Indelec’s certification and maintenance services keep protection systems performing to their rated specifications across the building’s full lifecycle, addressing exactly the degradation risk that undermines most protection strategies over time. Explore Indelec’s lightning protection applications to find the right system for your site’s risk profile.
FAQ
What is the first step in designing a fire-resistant building?
The first step is establishing a non-combustible zone within 5 feet of the foundation by replacing all combustible mulch and vegetation with gravel, concrete, or stone, following CAL FIRE defensible space standards.
How do impact-resistant windows differ from standard windows?
Impact-resistant windows use laminated glass with a polyvinyl butyral interlayer bonded to reinforced frames, meeting missile-test standards that standard annealed glass cannot satisfy under wind-driven debris or blast loads.
What does Prevention through Design require from architects?
PtD requires architects to evaluate and formally document the rejection of engineering controls before specifying administrative measures or PPE, creating an auditable record that hazards were addressed at the highest possible level of the hierarchy.

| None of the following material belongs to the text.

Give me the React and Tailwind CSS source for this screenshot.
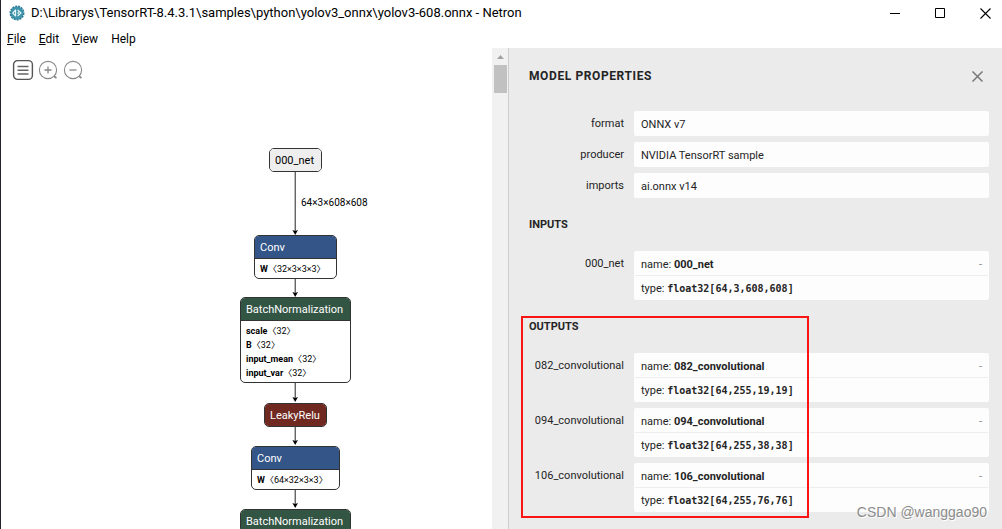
const ui = "font-['Roboto','Noto_Sans_CJK_SC',sans-serif]";

function AppLogo() {
  return (
    <svg className="size-4" viewBox="0 0 16 16" aria-hidden="true">
      <circle cx="8" cy="8" r="6.6" fill="#3d94ab" />
      <circle cx="8" cy="8" r="6.8" fill="none" stroke="#317c96" strokeWidth="1.4" strokeDasharray="2 1" />
      <path d="M6.6 5v6L3.8 8zM8.6 5l3.4 3-3.4 3" fill="none" stroke="#e8f5f8" strokeWidth="1.1" strokeLinejoin="round" />
      <path d="M9.2 7v2" stroke="#e8f5f8" strokeWidth="1.2" />
    </svg>
  );
}

function TitleBar() {
  return (
    <header className="flex h-[26px] shrink-0 items-center pr-[11px] pl-2">
      <AppLogo />
      <h1 className="ml-[6px] grow truncate text-[13px] leading-5 text-black">
        D:\Librarys\TensorRT-8.4.3.1\samples\python\yolov3_onnx\yolov3-608.onnx - Netron
      </h1>
      <div className="flex gap-[34px]">
        <button type="button" aria-label="Minimize">
          <svg className="size-[11px]" viewBox="0 0 11 11" stroke="#000" fill="none"><path d="M0 5.5h10" /></svg>
        </button>
        <button type="button" aria-label="Maximize">
          <svg className="size-[11px]" viewBox="0 0 11 11" stroke="#000" fill="none"><path d="M.5.5h9v9h-9z" /></svg>
        </button>
        <button type="button" aria-label="Close window">
          <svg className="size-[11px]" viewBox="0 0 11 11" stroke="#000" strokeWidth="1.1" fill="none"><path d="M.5.5l10 10M10.5.5l-10 10" /></svg>
        </button>
      </div>
    </header>
  );
}

function MenuBar() {
  const item = "leading-[18px]";
  return (
    <nav className="flex h-[22px] shrink-0 items-end gap-[13px] pl-[6px] text-[12px] text-black">
      <button type="button" className={item}><u>F</u>ile</button>
      <button type="button" className={item}><u>E</u>dit</button>
      <button type="button" className={item}><u>V</u>iew</button>
      <button type="button" className={item}>Help</button>
    </nav>
  );
}

function Toolbar() {
  return (
    <div className="absolute top-[11px] left-[11px] flex gap-[3px]">
      <button type="button" aria-label="Menu">
        <svg className="size-[22px]" viewBox="0 0 22 22" fill="none">
          <rect x="1.6" y="1.6" width="18.8" height="18.8" rx="4" stroke="#555" strokeWidth="1.4" />
          <path d="M5.5 7.5h11M5.5 11.2h11M5.5 15h11" stroke="#666" strokeWidth="1.4" />
        </svg>
      </button>
      <button type="button" aria-label="Zoom In">
        <svg className="size-[22px]" viewBox="0 0 22 22" fill="none" stroke="#888">
          <circle cx="11" cy="11" r="8.6" strokeWidth="1.1" />
          <path d="M17 17l2.4 2.2" strokeWidth="1.8" />
          <path d="M7.5 11h7M11 7.5v7" strokeWidth="1.3" />
        </svg>
      </button>
      <button type="button" aria-label="Zoom Out">
        <svg className="size-[22px]" viewBox="0 0 22 22" fill="none" stroke="#888">
          <circle cx="11" cy="11" r="8.6" strokeWidth="1.1" />
          <path d="M17 17l2.4 2.2" strokeWidth="1.8" />
          <path d="M7.5 11h7" strokeWidth="1.3" />
        </svg>
      </button>
    </div>
  );
}

function Node({ place, color, title, attrs }) {
  return (
    <div className={`absolute overflow-hidden rounded-[5px] border border-[#333] bg-white text-black ${place}`}>
      <div className={`h-[22px] px-[5px] text-[11px] leading-6 whitespace-nowrap ${color}`}>{title}</div>
      {attrs && (
        <div className="border-t border-[#333] px-[5px] pt-[3px] pb-[2px] text-[9px] leading-[14px] whitespace-nowrap">
          {attrs.map(([name, shape]) => (
            <div key={name}>
              <b className="font-bold">{name}</b>〈{shape}〉
            </div>
          ))}
        </div>
      )}
    </div>
  );
}

const edges = [[123, 187], [230, 249], [335, 354], [378, 397], [441, 460]];
const blue = "bg-[#335588] text-white";
const green = "bg-[#335544] text-white";
const bnAttrs = [["scale", "32"], ["B", "32"], ["input_mean", "32"], ["input_var", "32"]];

function Graph() {
  return (
    <main className="relative min-w-0 grow overflow-hidden bg-white">
      <svg className="absolute top-0 left-0 h-[481px] w-[491px]" viewBox="0 0 491 481" aria-hidden="true">
        {edges.map(([from, to]) => (
          <g key={from}>
            <path d={`M294.2 ${from}V${to - 2}`} stroke="#222" />
            <path d={`M291.4 ${to - 5}L294.2 ${to}L297 ${to - 5}L294.2 ${to - 4}z`} fill="#000" />
          </g>
        ))}
      </svg>
      <Node place="left-[268px] top-[100px] w-[53px]" color="bg-[#eeeeee] text-black" title="000_net" />
      <span className="absolute top-[148px] left-[300px] text-[10px] leading-[14px] text-black">64×3×608×608</span>
      <Node place="left-[253px] top-[187px] w-[83px]" color={blue} title="Conv" attrs={[["W", "32×3×3×3"]]} />
      <Node place="left-[239px] top-[249px] w-[111px]" color={green} title="BatchNormalization" attrs={bnAttrs} />
      <Node place="left-[263px] top-[355px] w-[63px]" color="bg-[#702921] text-white" title="LeakyRelu" />
      <Node place="left-[250px] top-[398px] w-[89px]" color={blue} title="Conv" attrs={[["W", "64×32×3×3"]]} />
      <Node place="left-[239px] top-[461px] w-[111px]" color={green} title="BatchNormalization" />
      <Toolbar />
    </main>
  );
}

function ScrollBar() {
  return (
    <div className="flex w-4 shrink-0 flex-col items-center bg-[#f1f1f1]" aria-hidden="true">
      <svg className="h-[17px] w-[13px] shrink-0" viewBox="0 0 13 17"><path d="M3 11l3.5-4 3.5 4z" fill="#a3a3a3" /></svg>
      <div className="h-7 w-[13px] bg-[#c1c1c1]" />
    </div>
  );
}

function Row({ label, children }) {
  return (
    <div className="flex gap-[10px]">
      <dt className="w-[95px] shrink-0 pt-px text-right leading-6">{label}</dt>
      <dd className="min-w-0 grow rounded-[2px] bg-[#fdfdfd]">{children}</dd>
    </div>
  );
}

function Property({ label, value }) {
  return (
    <Row label={label}>
      <div className="h-[25px] px-[7px] leading-[27px]">{value}</div>
    </Row>
  );
}

function Tensor({ name, type }) {
  return (
    <Row label={name}>
      <div className="flex h-6 justify-between px-[7px] leading-[27px]">
        <span>name: <b className="font-bold">{name}</b></span>
        <button type="button" aria-label={`Collapse ${name}`} className="mb-1 text-[#888]">-</button>
      </div>
      <div className="mx-px h-[25px] border-t border-[#eeeeee] px-[6px] leading-[26px]">
        type: <code className="font-['DejaVu_Sans_Mono',monospace] text-[10px] font-bold">{type}</code>
      </div>
    </Row>
  );
}

function Sidebar() {
  const heading = "mb-[15px] text-[11px] leading-[22px] font-bold";
  return (
    <aside className="w-[494px] shrink-0 overflow-hidden border-l border-[#cccccc] bg-[#ebebeb] pr-[13px] pl-5 text-[11px] text-[#242424]">
      <div className="mb-[7px] flex h-14 items-center justify-between">
        <h2 className="text-[12px] leading-[22px] font-bold tracking-wider">MODEL PROPERTIES</h2>
        <button type="button" aria-label="Close properties" className="mr-[6px]">
          <svg className="size-[11px]" viewBox="0 0 11 11" stroke="#777" strokeWidth="1.5" fill="none"><path d="M.5.5l10 10M10.5.5l-10 10" /></svg>
        </button>
      </div>
      <dl className="flex flex-col gap-[6px]">
        <Property label="format" value="ONNX v7" />
        <Property label="producer" value="NVIDIA TensorRT sample" />
        <Property label="imports" value="ai.onnx v14" />
      </dl>
      <section className="mt-4">
        <h3 className={heading}>INPUTS</h3>
        <dl className="flex flex-col gap-[6px]">
          <Tensor name="000_net" type="float32[64,3,608,608]" />
        </dl>
      </section>
      <section className="relative mt-4">
        <h3 className={heading}>OUTPUTS</h3>
        <dl className="flex flex-col gap-[6px]">
          <Tensor name="082_convolutional" type="float32[64,255,19,19]" />
          <Tensor name="094_convolutional" type="float32[64,255,38,38]" />
          <Tensor name="106_convolutional" type="float32[64,255,76,76]" />
        </dl>
        <div className="pointer-events-none absolute top-0 -bottom-[6px] -left-2 w-[288px] border-2 border-[#fb1414]" />
      </section>
    </aside>
  );
}

export default function App() {
  return (
    <div className={`relative flex h-screen flex-col overflow-hidden border-l border-[#20222e] bg-white ${ui}`}>
      <TitleBar />
      <MenuBar />
      <div className="flex min-h-0 grow">
        <Graph />
        <ScrollBar />
        <Sidebar />
      </div>
      <div className="pointer-events-none absolute right-[15px] bottom-[7px] font-['Liberation_Sans',sans-serif] text-[14px] leading-5 text-[#8c8c8c] [text-shadow:1px_1px_0_#ffffff]">
        CSDN @wanggao90
      </div>
    </div>
  );
}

Can traditional architectural screens provide real blast protection?
Yes. Perforated screens like brise soleils and jali, when designed with the correct perforation density and depth-to-spacing ratio, reduce facade pressure loads from wind and blast events while simultaneously managing solar heat gain and privacy.
When should lightning protection be integrated into building design?
Lightning protection system design should be coordinated with structural and mechanical engineers at the schematic design phase, not specified as a post-construction installation, to avoid conflicts with the thermal envelope, roof geometry, and electrical systems.